The requirements for this game were pretty simple but our very short deadline made this a pretty challenging project. Given the mobile VR platform it made sense to again rely on gaze based mechanics and beacon movement. This was only going to be played for about 2 minutes at an event, so coming up with something totally new wasn't really necessary, so to save dev time I based the mechanics off of what was at the core of our previous project, Captain America VR, and replaced the enemies with coins for the player to collect. 

The client needed the product to quickly push users through an experience, so we made the level very short and removed a death fail state to ensure that the pacing wouldn't get interrupted. The game needed risk and stakes, collecting coins was kinda boring all on it's own, so I designed every obstacle around the idea of making it difficult to collect them. The coins would fly quickly through the air, enemies would try and steal coins you already collected, and a short timer left plenty of risks to make it a fun little game. 

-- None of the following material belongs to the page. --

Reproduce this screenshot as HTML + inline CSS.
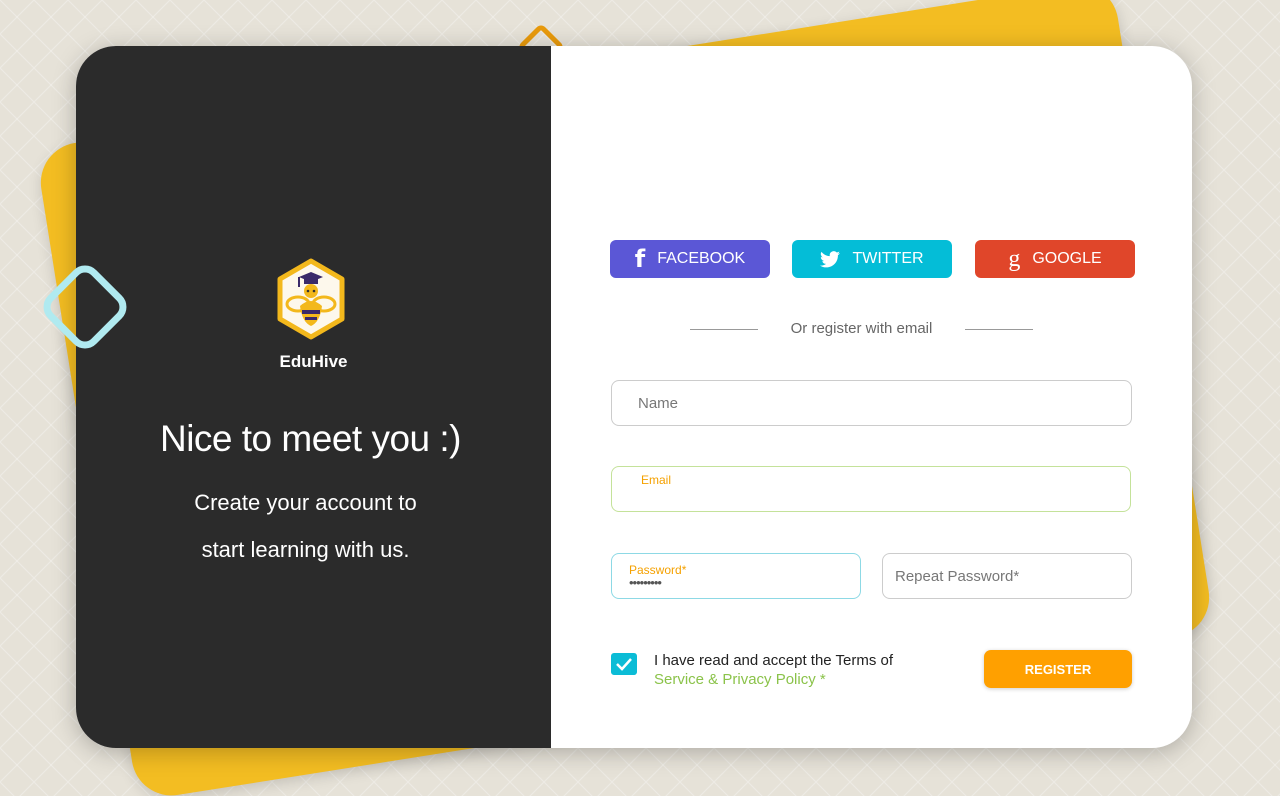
<!DOCTYPE html>
<html><head><meta charset="utf-8"><style>
*{margin:0;padding:0;box-sizing:border-box}
html,body{width:1280px;height:796px;overflow:hidden}
body{background:#e6e2d8;font-family:"Liberation Sans",sans-serif;position:relative}
.pat{position:absolute;inset:0;background-image:linear-gradient(45deg,transparent 48%,rgba(255,255,255,.35) 50%,transparent 52%),linear-gradient(-45deg,transparent 48%,rgba(255,255,255,.35) 50%,transparent 52%);background-size:34px 34px}
.yel{position:absolute;left:80px;top:60px;width:1090px;height:660px;background:#f3bd22;border-radius:40px;transform:rotate(-9deg);box-shadow:0 4px 14px rgba(0,0,0,.15)}
.card{position:absolute;left:76px;top:46px;width:1116px;height:702px;border-radius:40px;overflow:hidden;background:#fff;box-shadow:0 4px 24px rgba(0,0,0,.25)}
.left{position:absolute;left:0;top:0;width:475px;height:702px;background:#2b2b2b;color:#fff;text-align:center}
.btn{position:absolute;top:194px;width:160px;height:38px;border-radius:6px;color:#fff;font-size:16px;display:flex;align-items:center;justify-content:center;gap:12px}
.in{position:absolute;height:46px;border:1px solid #ccc;border-radius:8px;color:#777;font-size:15px;padding-left:26px;display:flex;align-items:center}
</style></head><body>
<div class="pat"></div>
<div class="yel"></div>
<div style="position:absolute;left:524px;top:30px;width:34px;height:34px;border:5px solid #e89a0c;border-radius:6px;transform:rotate(45deg)"></div>
<div class="card">
<div class="left">
<svg style="position:absolute;left:200px;top:212px" width="70" height="82" viewBox="0 0 70 82"><polygon points="35,3 66,21 66,61 35,79 4,61 4,21" fill="#fdf8ec" stroke="#f3b81c" stroke-width="5" stroke-linejoin="round"/><polygon points="35,14 47,19 35,24 23,19" fill="#3a2a6a"/><rect x="28" y="20" width="14" height="6" fill="#3a2a6a"/><line x1="23" y1="19" x2="23" y2="29" stroke="#3a2a6a" stroke-width="2"/><circle cx="35" cy="33" r="7" fill="#f3b81c"/><circle cx="32" cy="33" r="1.3" fill="#333"/><circle cx="38" cy="33" r="1.3" fill="#333"/><ellipse cx="22" cy="46" rx="11" ry="7" fill="none" stroke="#f3b81c" stroke-width="3"/><ellipse cx="48" cy="46" rx="11" ry="7" fill="none" stroke="#f3b81c" stroke-width="3"/><path d="M24 48 Q35 38 46 48 Q44 64 35 68 Q26 64 24 48Z" fill="#f3b81c"/><rect x="26" y="52" width="18" height="4" fill="#3a2a6a"/><rect x="29" y="59" width="12" height="3" fill="#3a2a6a"/></svg>
<div style="position:absolute;top:306px;width:100%;font-size:17px;font-weight:bold">EduHive</div>
<div style="position:absolute;top:372px;left:-3px;width:100%;font-size:37px;letter-spacing:-0.5px">Nice to meet you :)</div>
<div style="position:absolute;top:433px;left:-8px;width:100%;font-size:22px;line-height:47px">Create your account to<br>start learning with us.</div>
</div>
<div class="btn" style="left:534px;background:#5b57d6"><b style="font-size:24px;font-family:'DejaVu Sans'">f</b>FACEBOOK</div>
<div class="btn" style="left:716px;background:#04bdd7"><svg width="20" height="17" viewBox="0 0 24 20"><path d="M24 2.4a10 10 0 0 1-2.8.8A5 5 0 0 0 23.3.4a10 10 0 0 1-3.1 1.2A4.9 4.9 0 0 0 11.8 6 14 14 0 0 1 1.7.9a4.9 4.9 0 0 0 1.5 6.6A5 5 0 0 1 1 6.9a4.9 4.9 0 0 0 3.9 4.9 5 5 0 0 1-2.2.1 4.9 4.9 0 0 0 4.6 3.4A9.9 9.9 0 0 1 0 17.3 14 14 0 0 0 7.5 19.5c9.1 0 14-7.5 14-14v-.6A10 10 0 0 0 24 2.4z" fill="#fff"/></svg>TWITTER</div>
<div class="btn" style="left:899px;background:#e0462a"><span style="font-family:'Liberation Serif';font-size:24px">g</span>GOOGLE</div>
<div style="position:absolute;left:614px;top:283px;width:68px;border-top:1px solid #999"></div>
<div style="position:absolute;left:889px;top:283px;width:68px;border-top:1px solid #999"></div>
<div style="position:absolute;left:682px;top:274px;width:207px;text-align:center;font-size:15px;color:#666">Or register with email</div>
<div class="in" style="left:535px;top:334px;width:521px">Name</div>
<div class="in" style="left:535px;top:420px;width:520px;border-color:#c4e29a;align-items:flex-start;padding-top:6px;padding-left:29px;font-size:12px;color:#f5a100">Email</div>
<div class="in" style="left:535px;top:507px;width:250px;border-color:#8dd9e5;flex-direction:column;align-items:flex-start;justify-content:center;padding-left:17px;font-size:12px;color:#f5a100">Password*<span style="color:#555;font-size:13px;letter-spacing:-1px;line-height:12px">•••••••••</span></div>
<div class="in" style="left:806px;top:507px;width:250px;padding-left:12px">Repeat Password*</div>
<div style="position:absolute;left:535px;top:607px;width:26px;height:22px;background:#0bbcd6;border-radius:3px"><svg width="26" height="22"><path d="M6 11 L11 16 L20 6" stroke="#fff" stroke-width="2.5" fill="none"/></svg></div>
<div style="position:absolute;left:578px;top:605px;font-size:15px;color:#222;line-height:19px">I have read and accept the Terms of<br><span style="color:#8bc34a">Service &amp; Privacy Policy *</span></div>
<div style="position:absolute;left:908px;top:604px;width:148px;height:38px;background:#ffa000;border-radius:7px;color:#fff;font-size:13px;font-weight:bold;display:flex;align-items:center;justify-content:center;box-shadow:0 1px 4px rgba(0,0,0,.2)">REGISTER</div>
</div>
<div style="position:absolute;left:51px;top:273px;width:68px;height:68px;border:7px solid #b0eaf0;border-radius:16px;transform:rotate(45deg)"></div>
</body></html>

The short dev time and the hardware limitations of the target device created a very unique problem. We simply could not make a VR game using the quality of graphics we used in previous VR projects, so I came up with an art style that would use the lowest amount of memory and give us the biggest visual appeal. Flat colored low-poly models where there isn't a need for textures, just colors assigned to vertices. All detail was placed as part of the geometry rather than a texture, so even on the target device's low screen resolution you could easily read objects in the game.